** start of MATERIAL FOR THIS EXERCISE **

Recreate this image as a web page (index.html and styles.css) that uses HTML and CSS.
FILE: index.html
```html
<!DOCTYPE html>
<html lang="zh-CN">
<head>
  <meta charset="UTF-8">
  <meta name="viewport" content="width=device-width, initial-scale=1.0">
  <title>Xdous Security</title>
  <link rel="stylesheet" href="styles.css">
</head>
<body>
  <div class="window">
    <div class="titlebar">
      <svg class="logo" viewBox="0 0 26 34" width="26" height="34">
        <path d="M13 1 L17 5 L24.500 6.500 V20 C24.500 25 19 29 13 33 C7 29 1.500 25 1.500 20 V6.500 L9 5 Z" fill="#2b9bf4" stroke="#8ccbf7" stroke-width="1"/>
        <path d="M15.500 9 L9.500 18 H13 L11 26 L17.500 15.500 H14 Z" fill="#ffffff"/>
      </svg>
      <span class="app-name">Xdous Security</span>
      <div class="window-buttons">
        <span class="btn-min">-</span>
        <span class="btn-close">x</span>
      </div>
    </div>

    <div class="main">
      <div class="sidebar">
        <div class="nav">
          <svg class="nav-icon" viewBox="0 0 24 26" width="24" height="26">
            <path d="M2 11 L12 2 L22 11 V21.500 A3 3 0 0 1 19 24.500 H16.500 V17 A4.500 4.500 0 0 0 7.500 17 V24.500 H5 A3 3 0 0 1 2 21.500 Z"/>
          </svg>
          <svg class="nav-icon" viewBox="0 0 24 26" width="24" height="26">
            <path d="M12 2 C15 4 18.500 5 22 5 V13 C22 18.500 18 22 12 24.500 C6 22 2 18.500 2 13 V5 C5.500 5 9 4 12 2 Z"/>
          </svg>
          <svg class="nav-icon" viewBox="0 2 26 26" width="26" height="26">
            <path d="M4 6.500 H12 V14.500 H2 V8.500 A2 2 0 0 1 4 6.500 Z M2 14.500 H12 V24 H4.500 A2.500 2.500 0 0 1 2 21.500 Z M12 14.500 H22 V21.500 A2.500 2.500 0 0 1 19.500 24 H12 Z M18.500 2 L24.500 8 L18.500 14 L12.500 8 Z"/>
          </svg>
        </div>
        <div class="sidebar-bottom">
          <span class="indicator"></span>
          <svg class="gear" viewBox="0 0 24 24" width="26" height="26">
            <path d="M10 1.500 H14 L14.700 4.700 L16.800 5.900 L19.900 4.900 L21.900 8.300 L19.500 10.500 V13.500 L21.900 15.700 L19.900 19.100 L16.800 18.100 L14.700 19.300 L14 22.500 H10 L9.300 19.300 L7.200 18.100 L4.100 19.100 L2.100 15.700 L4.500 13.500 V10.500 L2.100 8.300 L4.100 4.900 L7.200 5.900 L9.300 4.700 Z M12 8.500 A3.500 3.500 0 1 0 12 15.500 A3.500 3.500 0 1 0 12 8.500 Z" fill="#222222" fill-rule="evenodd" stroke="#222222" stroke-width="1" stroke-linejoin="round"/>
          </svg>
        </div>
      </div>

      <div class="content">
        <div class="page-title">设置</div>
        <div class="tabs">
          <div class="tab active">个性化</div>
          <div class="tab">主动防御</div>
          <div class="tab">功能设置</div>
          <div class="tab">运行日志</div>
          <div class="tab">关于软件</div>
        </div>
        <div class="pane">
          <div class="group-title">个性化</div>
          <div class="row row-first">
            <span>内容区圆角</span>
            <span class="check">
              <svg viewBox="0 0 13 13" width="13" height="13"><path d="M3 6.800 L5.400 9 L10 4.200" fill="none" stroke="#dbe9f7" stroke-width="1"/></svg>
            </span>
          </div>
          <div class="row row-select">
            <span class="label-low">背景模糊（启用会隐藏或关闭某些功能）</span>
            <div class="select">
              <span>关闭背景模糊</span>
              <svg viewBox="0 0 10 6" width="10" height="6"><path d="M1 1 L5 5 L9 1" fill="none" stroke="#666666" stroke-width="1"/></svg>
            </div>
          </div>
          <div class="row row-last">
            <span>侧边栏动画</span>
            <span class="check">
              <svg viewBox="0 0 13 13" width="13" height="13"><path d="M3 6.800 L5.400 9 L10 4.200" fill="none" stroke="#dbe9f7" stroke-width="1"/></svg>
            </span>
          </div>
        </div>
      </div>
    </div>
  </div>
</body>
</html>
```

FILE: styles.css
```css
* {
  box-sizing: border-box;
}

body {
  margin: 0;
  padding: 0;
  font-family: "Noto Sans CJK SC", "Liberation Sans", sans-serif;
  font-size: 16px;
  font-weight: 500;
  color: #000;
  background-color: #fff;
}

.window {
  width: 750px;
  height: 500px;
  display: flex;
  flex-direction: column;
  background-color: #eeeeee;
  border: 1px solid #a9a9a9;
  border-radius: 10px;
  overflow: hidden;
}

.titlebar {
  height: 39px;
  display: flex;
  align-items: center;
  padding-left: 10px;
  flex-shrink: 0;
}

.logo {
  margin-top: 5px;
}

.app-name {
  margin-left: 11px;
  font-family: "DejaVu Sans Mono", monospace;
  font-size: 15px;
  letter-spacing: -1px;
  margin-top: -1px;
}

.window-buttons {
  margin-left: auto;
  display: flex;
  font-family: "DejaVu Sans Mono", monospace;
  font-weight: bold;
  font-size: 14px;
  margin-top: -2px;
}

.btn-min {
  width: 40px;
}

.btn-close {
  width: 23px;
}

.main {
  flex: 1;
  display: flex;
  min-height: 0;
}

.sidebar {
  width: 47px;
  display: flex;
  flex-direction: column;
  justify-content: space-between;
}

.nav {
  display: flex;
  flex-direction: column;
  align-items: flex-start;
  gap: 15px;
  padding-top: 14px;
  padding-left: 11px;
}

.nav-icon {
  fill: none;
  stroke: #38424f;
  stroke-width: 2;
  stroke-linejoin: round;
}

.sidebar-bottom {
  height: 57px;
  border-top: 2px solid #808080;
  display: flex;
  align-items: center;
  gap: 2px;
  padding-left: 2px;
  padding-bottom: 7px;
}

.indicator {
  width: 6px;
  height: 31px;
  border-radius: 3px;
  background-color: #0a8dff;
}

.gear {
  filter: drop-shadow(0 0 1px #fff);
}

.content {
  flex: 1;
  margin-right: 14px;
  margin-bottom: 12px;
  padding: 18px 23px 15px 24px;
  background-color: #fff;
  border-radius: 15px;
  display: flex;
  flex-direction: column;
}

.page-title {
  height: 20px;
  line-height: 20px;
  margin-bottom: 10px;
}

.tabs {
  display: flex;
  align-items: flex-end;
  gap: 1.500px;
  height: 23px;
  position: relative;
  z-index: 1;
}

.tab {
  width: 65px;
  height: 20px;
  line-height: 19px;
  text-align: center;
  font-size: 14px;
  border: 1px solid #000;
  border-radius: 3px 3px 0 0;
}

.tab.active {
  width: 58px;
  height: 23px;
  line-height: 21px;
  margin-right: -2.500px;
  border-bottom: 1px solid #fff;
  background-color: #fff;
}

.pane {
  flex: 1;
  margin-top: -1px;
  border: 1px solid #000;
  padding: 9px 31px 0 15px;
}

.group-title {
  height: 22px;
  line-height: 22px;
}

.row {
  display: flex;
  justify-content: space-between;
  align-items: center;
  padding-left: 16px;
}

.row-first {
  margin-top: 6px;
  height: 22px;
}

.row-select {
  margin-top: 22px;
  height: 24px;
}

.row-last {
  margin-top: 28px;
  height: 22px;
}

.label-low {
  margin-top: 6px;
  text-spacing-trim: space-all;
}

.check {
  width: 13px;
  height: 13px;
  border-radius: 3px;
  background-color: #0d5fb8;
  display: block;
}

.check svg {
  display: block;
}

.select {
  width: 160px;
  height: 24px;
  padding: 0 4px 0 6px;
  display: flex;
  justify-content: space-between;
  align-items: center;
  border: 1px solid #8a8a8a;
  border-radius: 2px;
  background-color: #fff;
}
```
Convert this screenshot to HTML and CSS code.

** end of MATERIAL FOR THIS EXERCISE **

* DESCRIPTION OF THE TASK: Examine the records and report how many lines contain the string "styles". Only the number should be given.

* RESPONSE: 3